Last night I helped out with a major author signing at work: former President Jimmy Carter autographed his new book, Palestine: Peace Not Apartheid. I spent most of the evening less than ten feet away from the president and never got to say a word to him because I was so hard at work.
My job was to take the to-be-signed books out of their owners' hands, flip them to the full title page where Mr. Carter would sign, and hand them to another co-worker, who handed them to Mr. Carter's aide, who handed them to Mr. Carter. Lest this sound impractical and/or redundant, let me just tell you it was hard work. We were actually down another person in this assembly line because the Secret Service somehow failed to get him security clearance. The president's aide kept shooting me evil looks because I was too slow -- I refused to be mean and shout at customers just because they weren't on the ball with their books ready. I said thank you to every person whose books I snatched away, meaning I probably thanked close to 1000 people. Tonight I'm so tired I don't feel like thanking anyone for anything for quite awhile.
The security for this event was the heaviest I've seen in 20-plus years of bookselling. In addition to the Secret Service agents, who were everywhere (I had three of 'em stationed right next to me), there were also uniformed LAPD and Pasadena police officers throughout the store and out on the street. I guess the controversial nature of Jimmy Carter's new book warranted it. Aside from some Carter supporters and protestors screaming at each other outside on the front sidewalk, there didn't seem to be any trouble. But the Secret Service was prepared: among many other precautions, they handed out bomb threat forms to managers all over the store. This form is a list of questions one should be prepared to deal with if someone calls in a bomb threat. Some of them are obvious, like trying to describe the caller's voice (cracking voice, nasal, deep breathing, crying, slurred, etc.) and background noises. Others are a little odder, like trying to get the caller to tell you his or her name and address.

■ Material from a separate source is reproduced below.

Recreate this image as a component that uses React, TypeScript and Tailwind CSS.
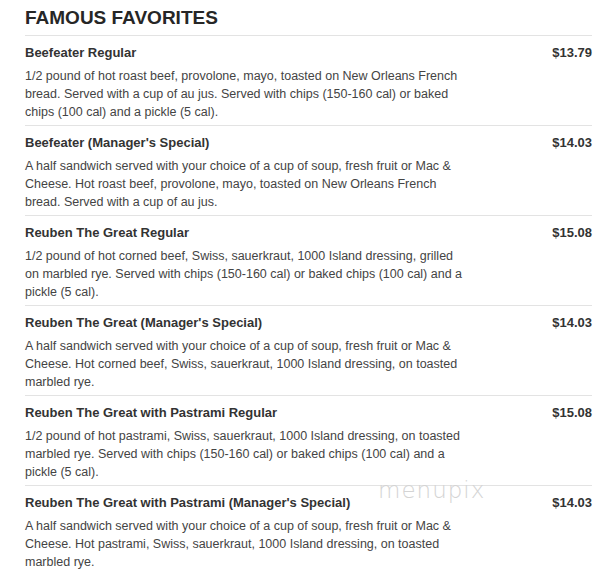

I wonder if any would-be bombers ever slip up and give out this information?
I am almost done with Michael Crichton's new book, Next. It's pretty terrible, but not nearly as bad as his previous two novels. I find even his worst books compelling.
I added a site meter to our bookstore blog and I love to check "referrals" to see what searches bring people to our blog. The number one thing people are looking for is Horrified B Movie Victims action figures. The number two search (and apparently the most disappointing, based on the briefness of visits) is for bad girls.